Core Values: Honorable
In this seven-part series, we’ll talk with Catherine Allen, Senior Vice President in our Boston office, and look in-depth at what each of the 7 core values means and how they affect our work, our clients, our employees, and our community. In this post, we look at what it means to be honorable at SHIFT.
Honorable is one of the most difficult values to define. We joke all the time that you recognize things that are dishonorable, but it’s hard to find things that are honorable. Honorable is doing the right thing, even when you know that it’d be easier to do something else, to hide something, or to not do something that you know you must do. Honorable tends to be the harder thing to do, but you know it’s the right thing to do. For example, when we work with a client that’s competitive to a former client, we don’t re-use anything at all. All client-specific things are destroyed on contract termination anyway, but even generic stuff like ideas, we don’t re-use. It’s harder, but we want to help the current client win their battles in an honorable way, in a way that doesn’t feel like “cheating”.
We hire for honorable people – we look at how they answer tough questions about choices they’ve made in the past and how they felt about those choices. At work, we behave in an honorable manner with each other. Everyone knows that life happens, that sometimes things come up, and we know that as an honorable person, you’ll make up the time and be as available as you can be to help out your team. Honorable is one of those values that is impossible to train. You either are, or are not. Luckily, we have so many people on staff that are honorable that the rare dishonorable person doesn’t last very long.
Honorable applies to how we represent clients to the media. We will not lie on behalf of a client. We will not give misinformation to reporters and publishers, because in the end it never serves the client well in the long-term. Their trust in us is why the client came to us in the first place, and you always, always get caught. If a client asks us to say something that’s false, we just won’t – and we may part ways with the client if it’s a repeated problem with them. We don’t want to put our staff in the position of having to behave dishonorably. I hear that a lot when I’m interviewing candidates from a couple of different competitive firms. They’re told to do whatever the client tells them to do, no matter what, and that’s a terrible position to put your people in. We want to recruit and retain the best people we can, and we can’t do that if we’re asking them to behave unethically or immorally, because the best people are neither.

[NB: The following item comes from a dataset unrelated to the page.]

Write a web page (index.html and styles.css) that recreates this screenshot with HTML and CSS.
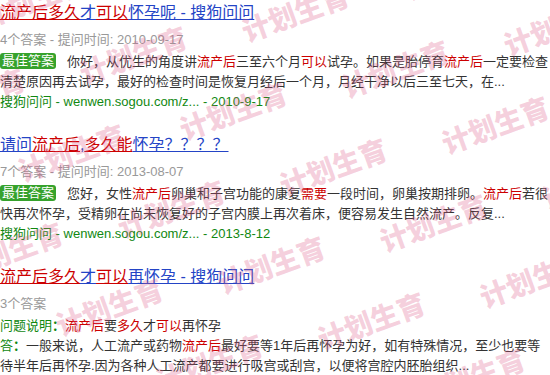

We will choose not to work with clients that may even not be aligned with our own moral values as a firm. For example, some potential clients have a political or moral viewpoint that could be contentious, divisive, or even immoral to some of our employees. In situations like that, we have a process for whether we will accept that client. We poll the team that might handle that business – do you feel that you can honorably represent this client and give them 100%? The team manager prints out a single page summary of the client’s business and asks each team member to vote yes or no, then slip the paper anonymously under the manager’s door over the period of a few days. If even one team member votes no, they cannot represent the client honorably, then we pass on the client.
While all of our values are important, honorable is first among equals at SHIFT.